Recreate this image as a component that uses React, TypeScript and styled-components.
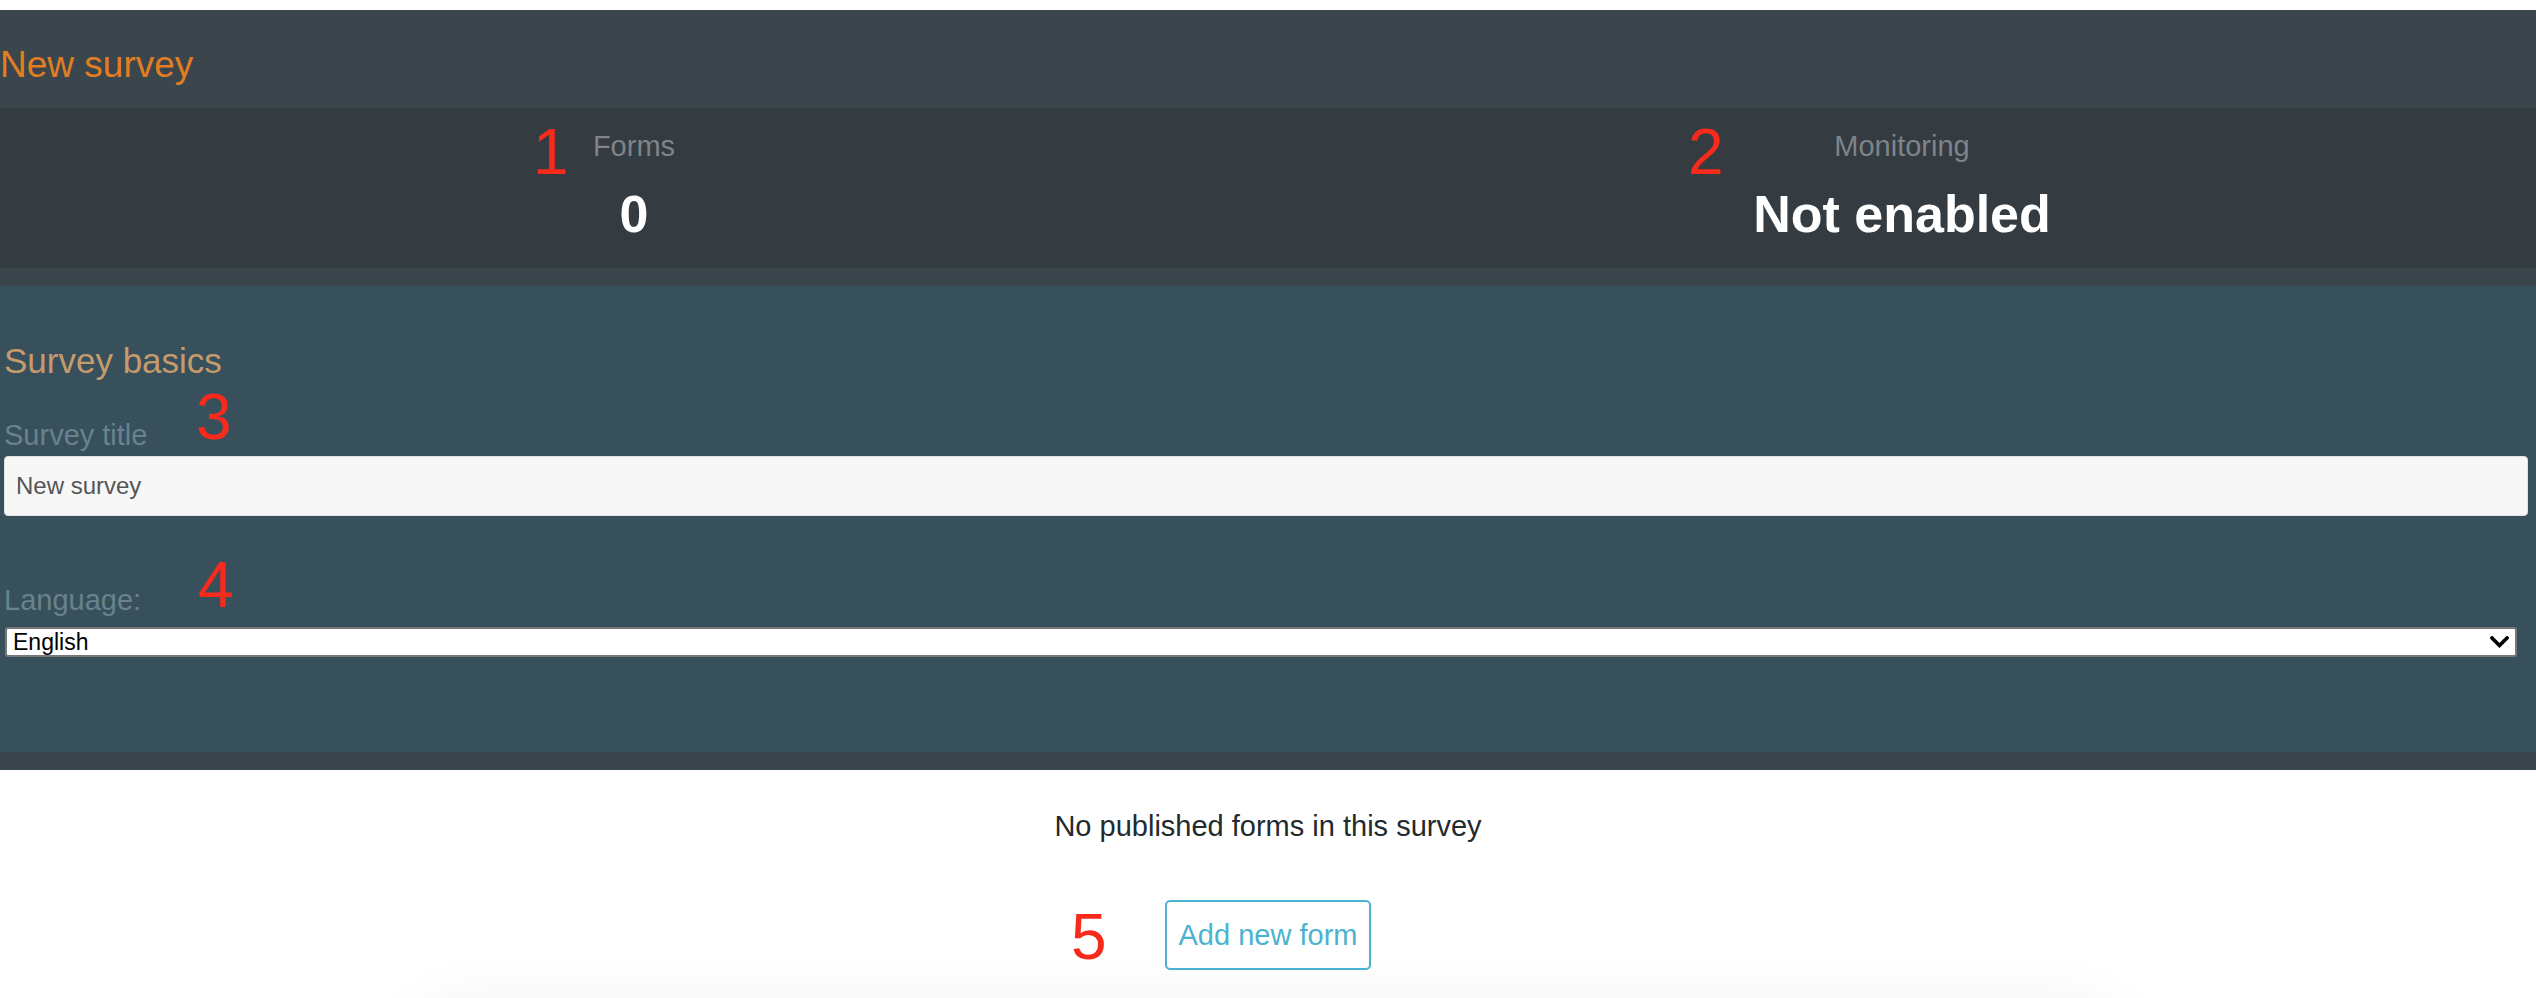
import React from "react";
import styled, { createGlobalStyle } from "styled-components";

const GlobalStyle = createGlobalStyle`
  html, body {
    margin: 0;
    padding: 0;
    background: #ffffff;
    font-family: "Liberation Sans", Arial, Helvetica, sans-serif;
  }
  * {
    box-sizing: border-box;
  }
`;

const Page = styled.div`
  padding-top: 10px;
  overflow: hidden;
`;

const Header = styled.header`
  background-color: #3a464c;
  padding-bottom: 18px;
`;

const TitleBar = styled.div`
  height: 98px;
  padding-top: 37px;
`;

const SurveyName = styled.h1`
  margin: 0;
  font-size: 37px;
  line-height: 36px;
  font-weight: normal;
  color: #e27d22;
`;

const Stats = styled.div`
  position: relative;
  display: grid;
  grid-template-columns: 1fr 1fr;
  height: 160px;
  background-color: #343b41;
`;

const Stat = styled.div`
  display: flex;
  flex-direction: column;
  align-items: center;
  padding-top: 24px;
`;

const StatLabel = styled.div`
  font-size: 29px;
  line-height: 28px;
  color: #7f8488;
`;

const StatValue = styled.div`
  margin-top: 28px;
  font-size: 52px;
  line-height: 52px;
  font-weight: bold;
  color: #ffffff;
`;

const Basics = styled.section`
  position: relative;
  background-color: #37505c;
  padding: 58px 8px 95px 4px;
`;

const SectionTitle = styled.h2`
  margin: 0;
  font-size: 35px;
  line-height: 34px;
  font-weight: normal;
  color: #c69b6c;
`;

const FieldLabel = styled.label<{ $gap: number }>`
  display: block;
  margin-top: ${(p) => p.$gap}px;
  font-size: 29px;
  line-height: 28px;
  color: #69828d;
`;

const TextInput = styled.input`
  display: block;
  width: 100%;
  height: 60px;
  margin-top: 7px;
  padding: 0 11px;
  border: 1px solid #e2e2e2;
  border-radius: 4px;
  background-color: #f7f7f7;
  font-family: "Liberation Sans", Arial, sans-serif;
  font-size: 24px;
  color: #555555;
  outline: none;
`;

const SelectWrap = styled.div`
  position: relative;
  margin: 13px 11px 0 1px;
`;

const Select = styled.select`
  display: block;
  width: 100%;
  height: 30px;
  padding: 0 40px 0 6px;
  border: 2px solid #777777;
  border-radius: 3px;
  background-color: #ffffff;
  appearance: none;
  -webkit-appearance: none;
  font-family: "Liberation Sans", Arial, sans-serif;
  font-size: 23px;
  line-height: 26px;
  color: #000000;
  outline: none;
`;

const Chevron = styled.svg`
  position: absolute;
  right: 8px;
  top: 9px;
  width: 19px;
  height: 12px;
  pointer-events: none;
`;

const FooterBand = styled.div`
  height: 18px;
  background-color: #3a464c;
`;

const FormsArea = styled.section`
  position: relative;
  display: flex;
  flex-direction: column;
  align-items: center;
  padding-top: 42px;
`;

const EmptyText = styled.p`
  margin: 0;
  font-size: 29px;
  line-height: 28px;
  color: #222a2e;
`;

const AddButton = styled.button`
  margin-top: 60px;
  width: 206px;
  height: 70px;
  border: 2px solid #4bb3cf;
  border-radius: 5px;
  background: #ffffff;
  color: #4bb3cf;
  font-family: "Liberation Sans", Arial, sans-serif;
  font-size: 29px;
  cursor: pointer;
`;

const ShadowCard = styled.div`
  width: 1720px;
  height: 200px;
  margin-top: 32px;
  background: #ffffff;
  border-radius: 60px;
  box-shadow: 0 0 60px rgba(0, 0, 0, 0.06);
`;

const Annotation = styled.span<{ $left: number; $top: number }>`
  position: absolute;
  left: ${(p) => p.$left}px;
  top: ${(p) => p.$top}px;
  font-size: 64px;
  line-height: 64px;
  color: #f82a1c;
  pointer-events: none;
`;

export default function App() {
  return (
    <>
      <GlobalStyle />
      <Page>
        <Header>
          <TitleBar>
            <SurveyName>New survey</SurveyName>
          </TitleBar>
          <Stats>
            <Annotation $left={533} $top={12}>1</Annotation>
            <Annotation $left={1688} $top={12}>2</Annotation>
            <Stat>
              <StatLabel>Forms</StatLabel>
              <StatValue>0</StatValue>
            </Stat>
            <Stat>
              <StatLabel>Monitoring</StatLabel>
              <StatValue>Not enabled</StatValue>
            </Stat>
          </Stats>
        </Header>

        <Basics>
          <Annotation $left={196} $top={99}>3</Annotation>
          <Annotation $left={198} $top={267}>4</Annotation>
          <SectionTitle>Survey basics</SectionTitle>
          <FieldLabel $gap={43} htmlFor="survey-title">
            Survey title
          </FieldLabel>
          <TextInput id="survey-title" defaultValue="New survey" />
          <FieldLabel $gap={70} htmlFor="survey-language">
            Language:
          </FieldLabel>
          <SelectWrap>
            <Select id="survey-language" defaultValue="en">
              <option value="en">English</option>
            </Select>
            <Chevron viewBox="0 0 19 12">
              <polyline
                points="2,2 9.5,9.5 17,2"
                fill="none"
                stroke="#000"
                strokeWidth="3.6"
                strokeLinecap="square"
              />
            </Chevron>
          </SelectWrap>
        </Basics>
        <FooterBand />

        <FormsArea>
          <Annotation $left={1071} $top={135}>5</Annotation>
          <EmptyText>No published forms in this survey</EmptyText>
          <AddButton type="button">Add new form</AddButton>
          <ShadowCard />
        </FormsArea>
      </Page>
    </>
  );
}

** PROBLEM DETAILS **
Repeat the data exactly, excluding the pictures.

** TASK OUTPUT **
Recreate this image as a component that uses React, TypeScript and styled-components.
import React from "react";
import styled, { createGlobalStyle } from "styled-components";

const GlobalStyle = createGlobalStyle`
  html, body {
    margin: 0;
    padding: 0;
    background: #ffffff;
    font-family: "Liberation Sans", Arial, Helvetica, sans-serif;
  }
  * {
    box-sizing: border-box;
  }
`;

const Page = styled.div`
  padding-top: 10px;
  overflow: hidden;
`;

const Header = styled.header`
  background-color: #3a464c;
  padding-bottom: 18px;
`;

const TitleBar = styled.div`
  height: 98px;
  padding-top: 37px;
`;

const SurveyName = styled.h1`
  margin: 0;
  font-size: 37px;
  line-height: 36px;
  font-weight: normal;
  color: #e27d22;
`;

const Stats = styled.div`
  position: relative;
  display: grid;
  grid-template-columns: 1fr 1fr;
  height: 160px;
  background-color: #343b41;
`;

const Stat = styled.div`
  display: flex;
  flex-direction: column;
  align-items: center;
  padding-top: 24px;
`;

const StatLabel = styled.div`
  font-size: 29px;
  line-height: 28px;
  color: #7f8488;
`;

const StatValue = styled.div`
  margin-top: 28px;
  font-size: 52px;
  line-height: 52px;
  font-weight: bold;
  color: #ffffff;
`;

const Basics = styled.section`
  position: relative;
  background-color: #37505c;
  padding: 58px 8px 95px 4px;
`;

const SectionTitle = styled.h2`
  margin: 0;
  font-size: 35px;
  line-height: 34px;
  font-weight: normal;
  color: #c69b6c;
`;

const FieldLabel = styled.label<{ $gap: number }>`
  display: block;
  margin-top: ${(p) => p.$gap}px;
  font-size: 29px;
  line-height: 28px;
  color: #69828d;
`;

const TextInput = styled.input`
  display: block;
  width: 100%;
  height: 60px;
  margin-top: 7px;
  padding: 0 11px;
  border: 1px solid #e2e2e2;
  border-radius: 4px;
  background-color: #f7f7f7;
  font-family: "Liberation Sans", Arial, sans-serif;
  font-size: 24px;
  color: #555555;
  outline: none;
`;

const SelectWrap = styled.div`
  position: relative;
  margin: 13px 11px 0 1px;
`;

const Select = styled.select`
  display: block;
  width: 100%;
  height: 30px;
  padding: 0 40px 0 6px;
  border: 2px solid #777777;
  border-radius: 3px;
  background-color: #ffffff;
  appearance: none;
  -webkit-appearance: none;
  font-family: "Liberation Sans", Arial, sans-serif;
  font-size: 23px;
  line-height: 26px;
  color: #000000;
  outline: none;
`;

const Chevron = styled.svg`
  position: absolute;
  right: 8px;
  top: 9px;
  width: 19px;
  height: 12px;
  pointer-events: none;
`;

const FooterBand = styled.div`
  height: 18px;
  background-color: #3a464c;
`;

const FormsArea = styled.section`
  position: relative;
  display: flex;
  flex-direction: column;
  align-items: center;
  padding-top: 42px;
`;

const EmptyText = styled.p`
  margin: 0;
  font-size: 29px;
  line-height: 28px;
  color: #222a2e;
`;

const AddButton = styled.button`
  margin-top: 60px;
  width: 206px;
  height: 70px;
  border: 2px solid #4bb3cf;
  border-radius: 5px;
  background: #ffffff;
  color: #4bb3cf;
  font-family: "Liberation Sans", Arial, sans-serif;
  font-size: 29px;
  cursor: pointer;
`;

const ShadowCard = styled.div`
  width: 1720px;
  height: 200px;
  margin-top: 32px;
  background: #ffffff;
  border-radius: 60px;
  box-shadow: 0 0 60px rgba(0, 0, 0, 0.06);
`;

const Annotation = styled.span<{ $left: number; $top: number }>`
  position: absolute;
  left: ${(p) => p.$left}px;
  top: ${(p) => p.$top}px;
  font-size: 64px;
  line-height: 64px;
  color: #f82a1c;
  pointer-events: none;
`;

export default function App() {
  return (
    <>
      <GlobalStyle />
      <Page>
        <Header>
          <TitleBar>
            <SurveyName>New survey</SurveyName>
          </TitleBar>
          <Stats>
            <Annotation $left={533} $top={12}>1</Annotation>
            <Annotation $left={1688} $top={12}>2</Annotation>
            <Stat>
              <StatLabel>Forms</StatLabel>
              <StatValue>0</StatValue>
            </Stat>
            <Stat>
              <StatLabel>Monitoring</StatLabel>
              <StatValue>Not enabled</StatValue>
            </Stat>
          </Stats>
        </Header>

        <Basics>
          <Annotation $left={196} $top={99}>3</Annotation>
          <Annotation $left={198} $top={267}>4</Annotation>
          <SectionTitle>Survey basics</SectionTitle>
          <FieldLabel $gap={43} htmlFor="survey-title">
            Survey title
          </FieldLabel>
          <TextInput id="survey-title" defaultValue="New survey" />
          <FieldLabel $gap={70} htmlFor="survey-language">
            Language:
          </FieldLabel>
          <SelectWrap>
            <Select id="survey-language" defaultValue="en">
              <option value="en">English</option>
            </Select>
            <Chevron viewBox="0 0 19 12">
              <polyline
                points="2,2 9.5,9.5 17,2"
                fill="none"
                stroke="#000"
                strokeWidth="3.6"
                strokeLinecap="square"
              />
            </Chevron>
          </SelectWrap>
        </Basics>
        <FooterBand />

        <FormsArea>
          <Annotation $left={1071} $top={135}>5</Annotation>
          <EmptyText>No published forms in this survey</EmptyText>
          <AddButton type="button">Add new form</AddButton>
          <ShadowCard />
        </FormsArea>
      </Page>
    </>
  );
}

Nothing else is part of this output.